4. Partial Amendment to the Regulations Governing Securities Investment Trust Funds Aimed at Enabling Funds to Operate More Flexibly
To facilitate the offering and issuance of new fund products by securities investment trust enterprises, and to enable more flexible operation of securities investment trust funds, the FSC amended and issued on 24 November 2016 specific provisions of the Regulations Governing Securities Investment Trust Funds. Key amendments include the addition of multi-asset funds and the substantial easing of restrictions on fund investments, which will help securities investment trust enterprises to launch fund products that meet investors'' needs for retirement planning.

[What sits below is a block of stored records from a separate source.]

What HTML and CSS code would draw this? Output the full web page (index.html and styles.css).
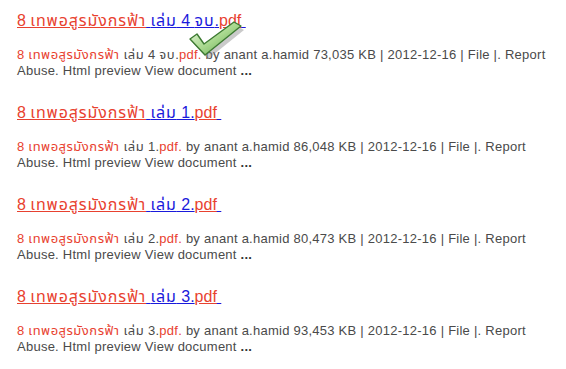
FILE: index.html
```html
<!DOCTYPE html>
<html lang="th">
<head>
<meta charset="utf-8">
<title>8 เทพอสูรมังกรฟ้า</title>
<link rel="stylesheet" href="styles.css">
</head>
<body>
<div class="results">
  <div class="result">
    <a class="title" href="#"><span class="hl">8 <span class="th">เทพอสูรมังกรฟ้า</span></span> <span class="th">เล่ม</span> 4 <span class="th">จบ</span>.<span class="hl">pdf</span>&nbsp;</a>
    <p class="snippet"><span class="hl">8 <span class="th">เทพอสูรมังกรฟ้า</span></span> <span class="th">เล่ม</span> 4 <span class="th">จบ</span>.<span class="hl">pdf.</span> by anant a.hamid 73,035 KB | 2012-12-16 | File |. Report Abuse. Html preview View document <b>...</b></p>
    <svg class="check" width="60" height="42" viewBox="0 0 60 42" aria-hidden="true">
      <defs>
        <linearGradient id="g" x1="0" y1="0" x2="1" y2="1">
          <stop offset="0" stop-color="#eef9e6"/>
          <stop offset="0.5" stop-color="#a9d98f"/>
          <stop offset="1" stop-color="#5a9f45"/>
        </linearGradient>
      </defs>
      <path d="M3 18 L10 13 L17 23 L47 1 L54 5 L18 34 Z" fill="#8a8a8a" opacity="0.45" transform="translate(3,4)"/>
      <path d="M3 18 L10 13 L17 23 L47 1 L54 5 L18 34 Z" fill="url(#g)" stroke="#3d7a32" stroke-width="1.4" stroke-linejoin="round"/>
    </svg>
  </div>
  <div class="result">
    <a class="title" href="#"><span class="hl">8 <span class="th">เทพอสูรมังกรฟ้า</span></span> <span class="th">เล่ม</span> 1.<span class="hl">pdf</span>&nbsp;</a>
    <p class="snippet"><span class="hl">8 <span class="th">เทพอสูรมังกรฟ้า</span></span> <span class="th">เล่ม</span> 1.<span class="hl">pdf.</span> by anant a.hamid 86,048 KB | 2012-12-16 | File |. Report Abuse. Html preview View document <b>...</b></p>
  </div>
  <div class="result">
    <a class="title" href="#"><span class="hl">8 <span class="th">เทพอสูรมังกรฟ้า</span></span> <span class="th">เล่ม</span> 2.<span class="hl">pdf</span>&nbsp;</a>
    <p class="snippet"><span class="hl">8 <span class="th">เทพอสูรมังกรฟ้า</span></span> <span class="th">เล่ม</span> 2.<span class="hl">pdf.</span> by anant a.hamid 80,473 KB | 2012-12-16 | File |. Report Abuse. Html preview View document <b>...</b></p>
  </div>
  <div class="result">
    <a class="title" href="#"><span class="hl">8 <span class="th">เทพอสูรมังกรฟ้า</span></span> <span class="th">เล่ม</span> 3.<span class="hl">pdf</span>&nbsp;</a>
    <p class="snippet"><span class="hl">8 <span class="th">เทพอสูรมังกรฟ้า</span></span> <span class="th">เล่ม</span> 3.<span class="hl">pdf.</span> by anant a.hamid 93,453 KB | 2012-12-16 | File |. Report Abuse. Html preview View document <b>...</b></p>
  </div>
</div>
</body>
</html>
```

FILE: styles.css
```css
html, body {
  margin: 0;
  padding: 0;
  background: #ffffff;
}
body {
  font-family: "Liberation Sans", Arial, "Noto Sans Thai", "DejaVu Sans", sans-serif;
}
.results {
  padding: 11px 0 0 17px;
  width: 545px;
}
.result {
  position: relative;
  margin-bottom: 24px;
}
.title {
  display: inline-block;
  font-size: 16px;
  line-height: 19px;
  color: #1a1adb;
  text-decoration: underline;
  text-decoration-color: #1a1adb;
}
.title .hl {
  color: #e8412f;
  text-decoration: underline;
}
.title .th {
  letter-spacing: 0.9px;
}
.snippet {
  margin: 17px 0 0 0;
  font-size: 13px;
  line-height: 16px;
  letter-spacing: 0.25px;
  color: #4a4a4a;
}
.snippet .hl {
  color: #e8412f;
}
.snippet .th {
  letter-spacing: 0.5px;
}
.snippet b {
  color: #333;
}
.check {
  position: absolute;
  left: 170px;
  top: 10px;
}
```
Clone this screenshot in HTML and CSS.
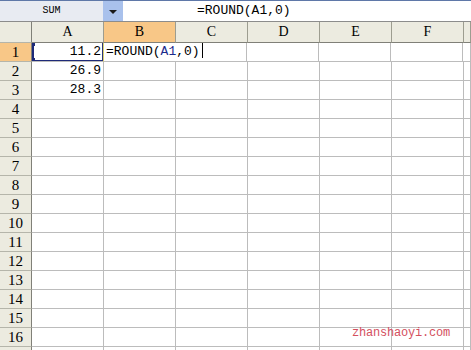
FILE: index.html
```html
<!DOCTYPE html>
<html lang="en">
<head>
    <meta charset="UTF-8">
    <title>ROUND</title>
    <link rel="stylesheet" href="styles.css">
</head>
<body>
    <div class="bar">
        <div class="namebox">SUM</div>
        <div class="drop"><span class="arrow"></span></div>
        <div class="formula">=ROUND(A1,0)</div>
    </div>
    <div class="sheet">
        <div class="row head">
            <div class="rh corner"></div><div class="ch">A</div><div class="ch sel">B</div><div class="ch">C</div><div class="ch">D</div><div class="ch">E</div><div class="ch">F</div><div class="ch last"></div>
        </div>
        <div class="row">
            <div class="rh sel">1</div>
            <div class="c num active">11.2</div>
            <div class="c edit">=ROUND(<span class="ref">A1</span>,0)<span class="caret"></span></div>
            <div class="c"></div><div class="c"></div><div class="c"></div><div class="c"></div><div class="c last"></div>
        </div>
        <div class="row"><div class="rh">2</div><div class="c num">26.9</div><div class="c"></div><div class="c"></div><div class="c"></div><div class="c"></div><div class="c"></div><div class="c last"></div></div>
        <div class="row"><div class="rh">3</div><div class="c num">28.3</div><div class="c"></div><div class="c"></div><div class="c"></div><div class="c"></div><div class="c"></div><div class="c last"></div></div>
        <div class="row"><div class="rh">4</div><div class="c"></div><div class="c"></div><div class="c"></div><div class="c"></div><div class="c"></div><div class="c"></div><div class="c last"></div></div>
        <div class="row"><div class="rh">5</div><div class="c"></div><div class="c"></div><div class="c"></div><div class="c"></div><div class="c"></div><div class="c"></div><div class="c last"></div></div>
        <div class="row"><div class="rh">6</div><div class="c"></div><div class="c"></div><div class="c"></div><div class="c"></div><div class="c"></div><div class="c"></div><div class="c last"></div></div>
        <div class="row"><div class="rh">7</div><div class="c"></div><div class="c"></div><div class="c"></div><div class="c"></div><div class="c"></div><div class="c"></div><div class="c last"></div></div>
        <div class="row"><div class="rh">8</div><div class="c"></div><div class="c"></div><div class="c"></div><div class="c"></div><div class="c"></div><div class="c"></div><div class="c last"></div></div>
        <div class="row"><div class="rh">9</div><div class="c"></div><div class="c"></div><div class="c"></div><div class="c"></div><div class="c"></div><div class="c"></div><div class="c last"></div></div>
        <div class="row"><div class="rh">10</div><div class="c"></div><div class="c"></div><div class="c"></div><div class="c"></div><div class="c"></div><div class="c"></div><div class="c last"></div></div>
        <div class="row"><div class="rh">11</div><div class="c"></div><div class="c"></div><div class="c"></div><div class="c"></div><div class="c"></div><div class="c"></div><div class="c last"></div></div>
        <div class="row"><div class="rh">12</div><div class="c"></div><div class="c"></div><div class="c"></div><div class="c"></div><div class="c"></div><div class="c"></div><div class="c last"></div></div>
        <div class="row"><div class="rh">13</div><div class="c"></div><div class="c"></div><div class="c"></div><div class="c"></div><div class="c"></div><div class="c"></div><div class="c last"></div></div>
        <div class="row"><div class="rh">14</div><div class="c"></div><div class="c"></div><div class="c"></div><div class="c"></div><div class="c"></div><div class="c"></div><div class="c last"></div></div>
        <div class="row"><div class="rh">15</div><div class="c"></div><div class="c"></div><div class="c"></div><div class="c"></div><div class="c"></div><div class="c"></div><div class="c last"></div></div>
        <div class="row"><div class="rh">16</div><div class="c"></div><div class="c"></div><div class="c"></div><div class="c"></div><div class="c"></div><div class="c"></div><div class="c last"></div></div>
        <div class="row"><div class="rh"></div><div class="c"></div><div class="c"></div><div class="c"></div><div class="c"></div><div class="c"></div><div class="c"></div><div class="c last"></div></div>
    </div>
    <div class="watermark">zhanshaoyi.com</div>
</body>
</html>
```

FILE: styles.css
```css
body {
    margin: 0;
    width: 471px;
    height: 350px;
    overflow: hidden;
    position: relative;
    background: #fff;
    font-family: "Liberation Mono", "DejaVu Sans Mono", monospace;
    color: #000;
}

/* formula bar */
.bar {
    display: flex;
    height: 20px;
    border-top: 1px solid #5f78a8;
    border-bottom: 1px solid #8c8c8c;
}

.namebox {
    width: 103px;
    background: #e8ebf2;
    font-size: 10px;
    line-height: 20px;
    text-align: center;
}

.drop {
    width: 20px;
    background: #a9c1ec;
    display: flex;
    align-items: center;
    justify-content: center;
}

.arrow {
    width: 0;
    height: 0;
    border-left: 4px solid transparent;
    border-right: 4px solid transparent;
    border-top: 4px solid #1a1a1a;
    margin-top: 2px;
}

.formula {
    flex: 1;
    padding-left: 74px;
    font-size: 13px;
    line-height: 20px;
}

/* grid */
.row {
    display: flex;
    height: 19px;
}

.rh,
.c,
.ch {
    box-sizing: border-box;
    height: 19px;
    border-right: 1px solid #bcbcbc;
    border-bottom: 1px solid #bcbcbc;
}

.c,
.ch {
    width: 72px;
    flex-shrink: 0;
}

.c.last,
.ch.last {
    flex: 1;
}

.head {
    height: 21px;
}

.ch,
.corner {
    height: 21px;
    background: #ecebe0;
    border-right: 1px solid #9d9d90;
    border-bottom: 1px solid #808078;
    font-family: "Liberation Serif", "DejaVu Serif", serif;
    font-size: 14px;
    line-height: 20px;
    text-align: center;
}

.rh {
    width: 32px;
    flex-shrink: 0;
    background: #ecebe0;
    border-right: 1px solid #808078;
    border-bottom: 1px solid #b5b5aa;
    font-family: "Liberation Serif", "DejaVu Serif", serif;
    font-size: 15px;
    line-height: 18px;
    text-align: center;
}

.corner {
    width: 32px;
    border-right: 1px solid #808078;
}

.sel {
    background: #f8c787;
}

.c {
    font-size: 13px;
    line-height: 18px;
    white-space: nowrap;
}

.num {
    text-align: right;
    padding-right: 2px;
}

.active {
    position: relative;
    box-shadow: inset 2px 0 0 #1e2a78, inset 0 -1px 0 #1e2a78, inset -1px 0 0 #2a3478;
}

.active::before,
.active::after {
    content: "";
    position: absolute;
    left: 0;
    width: 3px;
    height: 3px;
    background: #1e2a78;
}

.active::before {
    top: 0;
}

.active::after {
    bottom: 0;
}

.edit {
    position: relative;
    z-index: 1;
    width: 100px;
    margin-right: -28px;
    background: #fff;
    padding-left: 2px;
    border-right: none;
    border-left: 1px solid #d8d070;
    margin-left: -1px;
}

.ref {
    color: #1b2a8c;
}

.caret {
    display: inline-block;
    width: 1px;
    height: 15px;
    background: #000;
    vertical-align: -3px;
    margin-left: 2px;
}

.watermark {
    position: absolute;
    left: 352px;
    top: 326px;
    font-size: 12px;
    color: #d4505e;
    letter-spacing: -0.2px;
}
```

5. Amendments to the Eligibility Criteria of Some of the Evaluation Indicators in the Plan to Encourage Stronger Business Ties in Taiwan for Offshore Funds
To encourage offshore fund institutions to make more contributions in Taiwan, the FSC on 17 October 2016 amended the Plan to Encourage Stronger Business Ties in Taiwan for Offshore Funds, by relaxing the eligibility criteria for some of the evaluation indicators to make it easier for master agents to guide offshore fund institutions to participate in the Plan.
6. Amendments to Some of the Evaluation Indicators in the Plan to Advance Excellence for SITEs
The FSC on 26 October 2016 amended the Plan to Advance Excellence for Securities Investment Trust Enterprises (SITEs). The Plan was first adopted and issued on 1 June 2015, and is designed to provide preferential treatment, such as easing of regulatory restrictions, to SITEs that meet certain qualifications and criteria and that have been reviewed and recognized by the FSC. Now, in response to industry comments and the FSC''s own reviewing experience, the FSC has made amendments to the evaluation indicators in the Plan and to the corresponding Q&A sections. The amendments relax the criteria for some of the quantitative indicators, and provide more explicit determination principles for the qualitative indicators, to raise the willingness of SITEs to participate in the program.